What occasions is this soup suitable for?
Roasted Red Pepper Gouda Soup is versatile and suitable for various occasions. It makes for a comforting meal on a chilly day, a cozy appetizer for gatherings, or a flavorful addition to your soup repertoire for everyday enjoyment.
★ More Recipes You'll Love ★
Want more soup ideas?
Roasted Red Pepper Gouda Soup
- 2 tablespoon bacon fat or you can use olive oil
- 2 carrots diced
- 2 shallots diced
- ¼ teaspoon thyme rosemary or basil (your choice)

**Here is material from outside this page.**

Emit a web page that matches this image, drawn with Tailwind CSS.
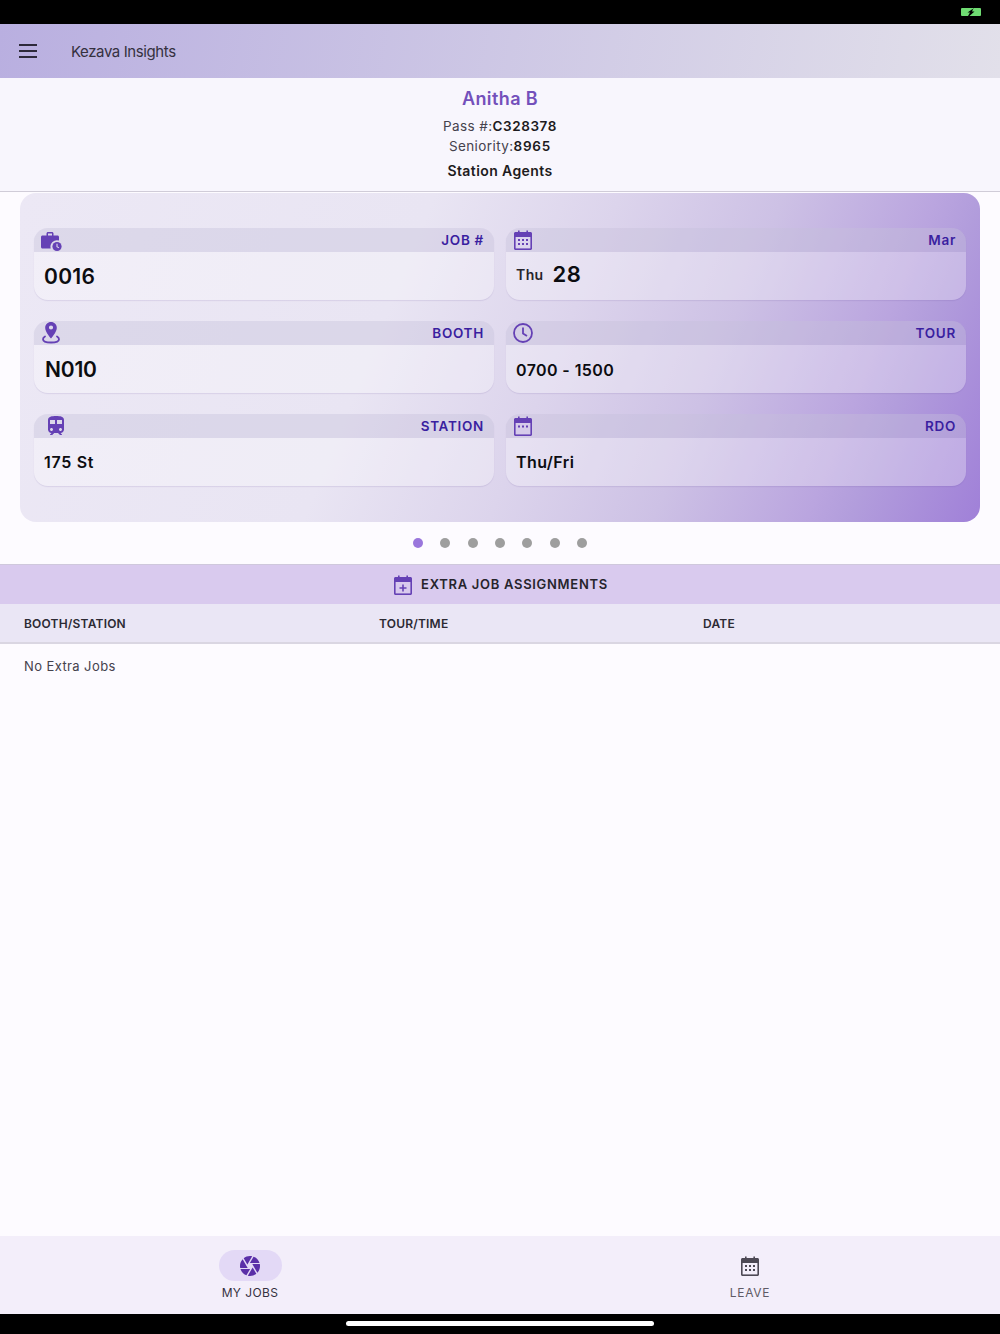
<!DOCTYPE html>
<html lang="en">
<head>
    <meta charset="UTF-8">
    <meta name="viewport" content="width=device-width, initial-scale=1.0">
    <title>Kezava Insights</title>
    <script src="https://cdn.jsdelivr.net/npm/@tailwindcss/browser@4"></script>
</head>
<body class="font-['Inter',sans-serif] bg-[#fdfbff] text-[#1d1b20]">
    <div class="w-[1000px] h-[1334px] flex flex-col overflow-hidden">
        <!-- Status bar -->
        <div class="h-[24px] bg-black flex justify-end items-center pr-[19px]">
            <svg class="w-[20px] h-[8px]" viewBox="0 0 20 8" aria-hidden="true">
                <rect width="20" height="8" rx="1" fill="#6fdc72"/>
                <path d="M13 0 L6.500 4.600 H9 L7 8 H8.500 L13.500 3.400 H11 L12.500 0 Z" fill="#000"/>
            </svg>
        </div>

        <!-- App bar -->
        <header class="h-[54px] flex items-center bg-[linear-gradient(100deg,#b9afe0_0%,#e2e0ea_100%)]">
            <svg class="w-[18px] h-[14px] ml-[19px]" viewBox="0 0 18 14" fill="#2e2a3a" aria-hidden="true">
                <rect y="0" width="18" height="2"/><rect y="6" width="18" height="2"/><rect y="12" width="18" height="2"/>
            </svg>
            <span class="ml-[34px] pt-[2px] text-[15px] text-[#35313f] tracking-[-0.4px]">Kezava Insights</span>
        </header>

        <!-- Profile -->
        <section class="h-[114px] bg-[#f8f6fd] border-b border-[#d0ccd8] flex flex-col items-center">
            <h1 class="mt-[9px] h-[24px] leading-[24px] text-[18px] font-semibold text-[#7350bb] tracking-[0.4px]">Anitha B</h1>
            <p class="mt-[5px] h-[20px] leading-[20px] text-[13.5px] text-[#45424d] tracking-[0.4px]">Pass #:<span class="font-semibold text-[#1d1b20] tracking-[0.6px]">C328378</span></p>
            <p class="h-[20px] leading-[20px] text-[13.5px] text-[#45424d] tracking-[0.4px]">Seniority:<span class="font-semibold text-[#1d1b20] tracking-[0.8px]">8965</span></p>
            <p class="mt-[5px] h-[20px] leading-[20px] text-[14px] font-semibold text-[#1d1b20] tracking-[0.4px]">Station Agents</p>
        </section>

        <!-- Job card -->
        <section class="mx-[20px] mt-[1px] h-[329px] rounded-[16px] px-[14px] pt-[35px] bg-[linear-gradient(112deg,#ece8f5_0%,#e9e5f3_38%,#dcd4ec_55%,#cdc1e5_70%,#baa5df_84%,#b29ddc_88%,#a080d8_100%)]">
            <div class="grid grid-cols-2 gap-x-[12px] gap-y-[21px]">
                <!-- Job -->
                <article class="h-[72px] rounded-[14px] overflow-hidden bg-white/30 shadow-[0_1px_1px_rgba(80,60,140,0.12)]">
                    <div class="h-[24px] flex items-center justify-between bg-[#4b3a8c]/12 pl-[5px] pr-[10px]">
                        <svg class="w-[24px] h-[24px]" viewBox="0 0 24 24" fill="#6541b5" aria-hidden="true">
                            <path d="M3.500 7.500h4V5.600C7.500 4.700 8.200 4 9.100 4h3.800c.9 0 1.600.7 1.600 1.600v1.900h4c.8 0 1.500.7 1.500 1.500v3.600a6.500 6.500 0 0 0-8.300 7.900H3.500c-.8 0-1.500-.7-1.500-1.500V9c0-.8.7-1.500 1.500-1.500zM9 7.500h4V5.500H9z"/>
                            <circle cx="18" cy="18.500" r="4.600"/>
                            <path d="M18 15.800v2.900l2 1.200" fill="none" stroke="#dcd7ec" stroke-width="1.100"/>
                        </svg>
                        <span class="pt-[1px] text-[13.5px] font-semibold text-[#3a1fa0] tracking-[0.7px]">JOB #</span>
                    </div>
                    <div class="h-[48px] flex items-center pl-[10px] pt-[2px] text-[21px] font-semibold text-[#0c0c10] tracking-[0.3px]">0016</div>
                </article>
                <!-- Date -->
                <article class="h-[72px] rounded-[14px] overflow-hidden bg-white/30 shadow-[0_1px_1px_rgba(80,60,140,0.12)]">
                    <div class="h-[24px] flex items-center justify-between bg-[#4b3a8c]/12 pl-[5px] pr-[10px]">
                        <svg class="w-[24px] h-[24px]" viewBox="0 0 24 24" aria-hidden="true">
                            <path fill="#6541b5" d="M4.500 4H7V2.500h1.600V4h6.800V2.500H17V4h2.500C20.300 4 21 4.700 21 5.500v15c0 .8-.7 1.500-1.500 1.500h-15C3.700 22 3 21.300 3 20.500v-15C3 4.700 3.700 4 4.500 4z"/>
                            <rect x="4.600" y="9" width="14.800" height="11.400" fill="#dcd4ee"/>
                            <g fill="#6541b5"><rect x="7" y="11" width="2" height="2"/><rect x="11" y="11" width="2" height="2"/><rect x="15" y="11" width="2" height="2"/><rect x="7" y="15" width="2" height="2"/><rect x="11" y="15" width="2" height="2"/><rect x="15" y="15" width="2" height="2"/></g>
                        </svg>
                        <span class="pt-[1px] text-[13.5px] font-semibold text-[#3a1fa0] tracking-[0.7px]">Mar</span>
                    </div>
                    <div class="h-[48px] flex items-center pl-[10px] text-[#0c0c10]">
                        <span class="text-[14px] font-semibold tracking-[0.4px] mb-[3px] text-[#26242c]">Thu</span>
                        <span class="ml-[9px] text-[22px] font-semibold tracking-[0.5px] mb-[4px]">28</span>
                    </div>
                </article>
                <!-- Booth -->
                <article class="h-[72px] rounded-[14px] overflow-hidden bg-white/30 shadow-[0_1px_1px_rgba(80,60,140,0.12)]">
                    <div class="h-[24px] flex items-center justify-between bg-[#4b3a8c]/12 pl-[5px] pr-[10px]">
                        <svg class="w-[24px] h-[24px]" viewBox="0 0 24 24" aria-hidden="true">
                            <path fill="#6541b5" d="M12 1c-3.300 0-5.800 2.500-5.800 5.700 0 3.600 3.500 8 5.800 10.800 2.300-2.800 5.800-7.200 5.800-10.800C17.800 3.500 15.300 1 12 1zm0 7.600a2.100 2.100 0 1 1 0-4.200 2.100 2.100 0 0 1 0 4.200z"/>
                            <path fill="none" stroke="#6541b5" stroke-width="1.800" stroke-linecap="round" d="M6 15.500c-1.300.7-2 1.600-2 2.700 0 2 3.500 3.300 8 3.300s8-1.300 8-3.300c0-1.100-.7-2-2-2.700"/>
                        </svg>
                        <span class="pt-[1px] text-[13.5px] font-semibold text-[#3a1fa0] tracking-[0.7px]">BOOTH</span>
                    </div>
                    <div class="h-[48px] flex items-center pl-[11px] pt-[2px] text-[21px] font-semibold text-[#0c0c10] tracking-[-0.2px]">N010</div>
                </article>
                <!-- Tour -->
                <article class="h-[72px] rounded-[14px] overflow-hidden bg-white/30 shadow-[0_1px_1px_rgba(80,60,140,0.12)]">
                    <div class="h-[24px] flex items-center justify-between bg-[#4b3a8c]/12 pl-[5px] pr-[10px]">
                        <svg class="w-[24px] h-[24px]" viewBox="0 0 24 24" fill="none" stroke="#6541b5" aria-hidden="true">
                            <circle cx="12" cy="12" r="9" stroke-width="1.800"/>
                            <path d="M12 6.500V12.500L16 15" stroke-width="1.800"/>
                        </svg>
                        <span class="pt-[1px] text-[13.5px] font-semibold text-[#3a1fa0] tracking-[0.7px]">TOUR</span>
                    </div>
                    <div class="h-[48px] flex items-center pl-[10px] pt-[1px] text-[16px] font-semibold text-[#0c0c10] tracking-[0.4px]">0700 - 1500</div>
                </article>
                <!-- Station -->
                <article class="h-[72px] rounded-[14px] overflow-hidden bg-white/30 shadow-[0_1px_1px_rgba(80,60,140,0.12)]">
                    <div class="h-[24px] flex items-center justify-between bg-[#4b3a8c]/12 pl-[10px] pr-[10px]">
                        <svg class="w-[24px] h-[24px]" viewBox="0 0 24 24" fill="#6541b5" aria-hidden="true">
                            <path d="M12 2c-4 0-8 .5-8 4v9.500C4 17.430 5.570 19 7.500 19L6 20.500v.5h2.230l2-2H14l2 2h2v-.5L16.500 19c1.930 0 3.500-1.570 3.500-3.500V6c0-3.500-3.580-4-8-4zM7.500 17c-.83 0-1.500-.67-1.500-1.500S6.670 14 7.500 14s1.500.67 1.500 1.500S8.330 17 7.500 17zm3.500-7H6V6h5v4zm2 0V6h5v4h-5zm3.500 7c-.83 0-1.500-.67-1.500-1.500s.67-1.500 1.500-1.500 1.500.67 1.500 1.500-.67 1.500-1.500 1.500z"/>
                        </svg>
                        <span class="pt-[1px] text-[13.5px] font-semibold text-[#3a1fa0] tracking-[0.7px]">STATION</span>
                    </div>
                    <div class="h-[48px] flex items-center pl-[10px] text-[16px] font-semibold text-[#0c0c10] tracking-[0.7px]">175 St</div>
                </article>
                <!-- RDO -->
                <article class="h-[72px] rounded-[14px] overflow-hidden bg-white/30 shadow-[0_1px_1px_rgba(80,60,140,0.12)]">
                    <div class="h-[24px] flex items-center justify-between bg-[#4b3a8c]/12 pl-[5px] pr-[10px]">
                        <svg class="w-[24px] h-[24px]" viewBox="0 0 24 24" aria-hidden="true">
                            <path fill="#6541b5" d="M4.500 4H7V2.500h1.600V4h6.800V2.500H17V4h2.500C20.300 4 21 4.700 21 5.500v15c0 .8-.7 1.500-1.500 1.500h-15C3.700 22 3 21.300 3 20.500v-15C3 4.700 3.700 4 4.500 4z"/>
                            <rect x="4.600" y="9" width="14.800" height="11.400" fill="#d6cbea"/>
                            <g fill="#6541b5"><rect x="7" y="11.500" width="2" height="2"/><rect x="11" y="11.500" width="2" height="2"/><rect x="15" y="11.500" width="2" height="2"/></g>
                        </svg>
                        <span class="pt-[1px] text-[13.5px] font-semibold text-[#3a1fa0] tracking-[0.7px]">RDO</span>
                    </div>
                    <div class="h-[48px] flex items-center pl-[10px] text-[16px] font-semibold text-[#0c0c10] tracking-[0.4px]">Thu/Fri</div>
                </article>
            </div>
        </section>

        <!-- Pager dots -->
        <div class="h-[42px] flex items-center justify-center gap-[17.300px]">
            <span class="w-[10px] h-[10px] rounded-full bg-[#9a76dc]"></span>
            <span class="w-[10px] h-[10px] rounded-full bg-[#9e9e9e]"></span>
            <span class="w-[10px] h-[10px] rounded-full bg-[#9e9e9e]"></span>
            <span class="w-[10px] h-[10px] rounded-full bg-[#9e9e9e]"></span>
            <span class="w-[10px] h-[10px] rounded-full bg-[#9e9e9e]"></span>
            <span class="w-[10px] h-[10px] rounded-full bg-[#9e9e9e]"></span>
            <span class="w-[10px] h-[10px] rounded-full bg-[#9e9e9e]"></span>
        </div>

        <!-- Extra jobs -->
        <section class="h-[40px] bg-[#d9caee] border-t border-[#cfc8dc] flex items-center justify-center gap-[6px]">
            <svg class="w-[24px] h-[24px] -ml-[1px]" viewBox="0 0 24 24" aria-hidden="true">
                <path fill="#6541b5" d="M4.500 4H7V2.500h1.600V4h6.800V2.500H17V4h2.500C20.300 4 21 4.700 21 5.500v15c0 .8-.7 1.500-1.500 1.500h-15C3.700 22 3 21.300 3 20.500v-15C3 4.700 3.700 4 4.500 4z"/>
                <rect x="4.600" y="9" width="14.800" height="11.400" fill="#d9caee"/>
                <path fill="#6541b5" d="M11.200 11.500h1.600v2.700h2.700v1.600h-2.700v2.700h-1.600v-2.700H8.500v-1.600h2.700z"/>
            </svg>
            <h2 class="text-[13px] font-semibold text-[#26242c] tracking-[0.7px]">EXTRA JOB ASSIGNMENTS</h2>
        </section>
        <div class="h-[40px] bg-[#eae6f5] border-b-2 border-[#dad6e2] grid grid-cols-[355px_324px_1fr] items-center pl-[24px] pt-[1px] text-[12px] font-semibold text-[#2c2a33] tracking-[0.2px]">
            <span>BOOTH/STATION</span>
            <span>TOUR/TIME</span>
            <span>DATE</span>
        </div>
        <p class="flex-1 pl-[24px] pt-[13px] text-[13px] leading-[18px] text-[#45424d] tracking-[0.4px]">No Extra Jobs</p>

        <!-- Bottom navigation -->
        <nav class="h-[78px] bg-[#f3eefa] grid grid-cols-2">
            <a class="flex flex-col items-center pt-[14px]">
                <span class="w-[63px] h-[31px] rounded-full bg-[#e3d9f6] flex items-center justify-center">
                    <svg class="w-[24px] h-[24px]" viewBox="0 0 24 24" fill="#5a2fa8" aria-hidden="true">
                        <path d="M9.400 10.500l4.770-8.260C13.470 2.090 12.750 2 12 2c-2.400 0-4.600.85-6.320 2.250l3.660 6.350.06-.1zM21.540 9c-.92-2.920-3.150-5.260-6-6.340L11.880 9h9.660zm.26 1h-7.490l.29.5 4.760 8.250C21 16.970 22 14.610 22 12c0-.69-.07-1.350-.2-2zM8.540 12l-3.900-6.750C3.010 7.030 2 9.390 2 12c0 .69.07 1.350.2 2h7.490l-1.150-2zm-6.080 3c.92 2.920 3.150 5.260 6 6.340L12.120 15H2.460zm11.270 0l-3.900 6.760c.7.15 1.420.24 2.170.24 2.400 0 4.600-.85 6.320-2.250l-3.660-6.350-.93 1.600z"/>
                    </svg>
                </span>
                <span class="mt-[4px] text-[12px] leading-[16px] text-[#35313f] tracking-[0.4px]">MY JOBS</span>
            </a>
            <a class="flex flex-col items-center pt-[14px]">
                <span class="w-[63px] h-[31px] flex items-center justify-center">
                    <svg class="w-[24px] h-[24px]" viewBox="0 0 24 24" fill="none" aria-hidden="true">
                        <path fill="#4d4955" d="M4.500 4H7V2.500h1.600V4h6.800V2.500H17V4h2.500C20.300 4 21 4.700 21 5.500v15c0 .8-.7 1.500-1.500 1.500h-15C3.700 22 3 21.300 3 20.500v-15C3 4.700 3.700 4 4.500 4z"/>
                        <rect x="4.600" y="9" width="14.800" height="11.400" fill="#f3eefa"/>
                        <g fill="#4d4955"><rect x="7" y="11" width="2" height="2"/><rect x="11" y="11" width="2" height="2"/><rect x="15" y="11" width="2" height="2"/><rect x="7" y="15" width="2" height="2"/><rect x="11" y="15" width="2" height="2"/><rect x="15" y="15" width="2" height="2"/></g>
                    </svg>
                </span>
                <span class="mt-[4px] text-[12px] leading-[16px] text-[#5f5b66] tracking-[0.7px]">LEAVE</span>
            </a>
        </nav>

        <!-- Home indicator -->
        <div class="h-[20px] bg-black flex justify-center pt-[7px]">
            <span class="w-[308px] h-[5px] rounded-full bg-white"></span>
        </div>
    </div>
</body>
</html>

- ¼ cup roasted red peppers
- 28 oz crushed tomatoes
- 2 cups chicken or vegetable stock
- 1 bay leaf optional
- ¼ cup half and half or you can use sour cream
- 2 tablespoon sugar more or less to taste
- 4 oz smoked Gouda cheese cubed
- bacon bits for topping
- sour dough bread
- shredded cheddar cheese
- In a dutch oven, over medium-high heat, saute carrots and shallots in bacon fat until tender. (You can also use butter in place of bacon fat).Stir in thyme until fragrant, then add roasted red peppers, tomatoes and sugar. Stir and cook for about 3 minutes.
- Add 1 cup of chicken stock. Pulse blend using an immersion blender until all ingredients are pureed. (Be sure to carefully pulse to prevent hot sauce from splattering.)
- Add remaining chicken stock and bay leaf. Bring to a boil, then simmer for 10-15 minutes.
- While the soup is simmering, prepare your grilled cheese using a frying pan and buttering your bread. Or make this healthier by toasting the sandwich in a toaster oven without butter instead of pan frying it.
- When soup is done simmering, add sugar to taste then stir in heavy cream or sour cream. Garnish with bacon bits and cubes of smoked Gouda and serve.